The NBA, NCAA and National Basketball Players Association announced a partnership with the USA Basketball Junior National Team, another sign that the NBA's one-and-done rule will likely be abolished.
Per ESPN.com's Brian Windhorst, the partnership will allow up to 80 of the nation's top basketball recruits additional access to NBA training and development programs:
"The expanded program will provide doctors, athletic trainers and experts in health and performance year-round to the players and be led by longtime Boston Celtics athletic trainer Ed Lacerte. Once fully operational, not only will it improve training and care but will give NBA officials and teams the chance to work with and evaluate players for several years before they enter draft eligibility."
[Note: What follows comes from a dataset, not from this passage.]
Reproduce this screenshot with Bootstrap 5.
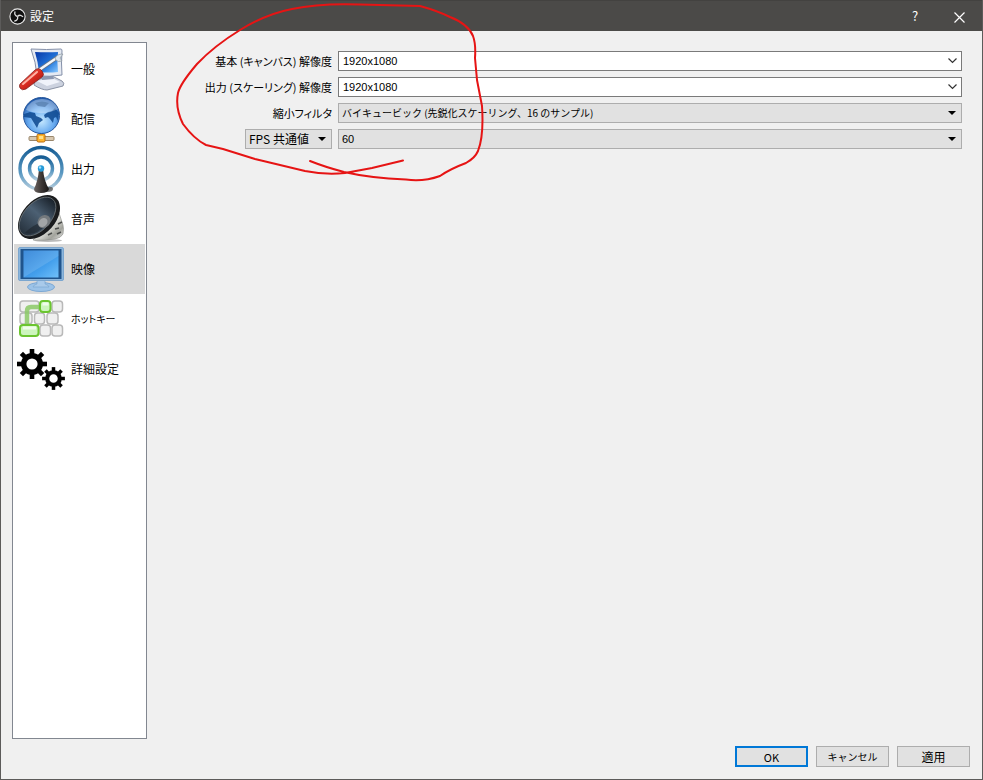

Windhorst added that the players will receive life-training skills ranging from "positive decision-making to navigating the college recruitment process."
"It's a natural fit to take the excellent life skills instruction and off-court development programs we provide for NBA players and stretch them out so that we can provide support and guidance to young, developing talent," NBPA executive director Michele Roberts said in a statement. "This is an effort that is long overdue."
NBA Commissioner Adam Silver told reporters in July the league was "ready to make that change" from requiring players to attend one year of college to allowing them to declare for the draft right out of high school at 18 years old.
Per an official NBA memo obtained by ESPN.com's Zach Lowe, eligibility rules for the draft could change as early as 2021.
The NBA adopted the one-and-done rule, which states all players must be at least 19 years old during the same calendar year of the draft, in 2006.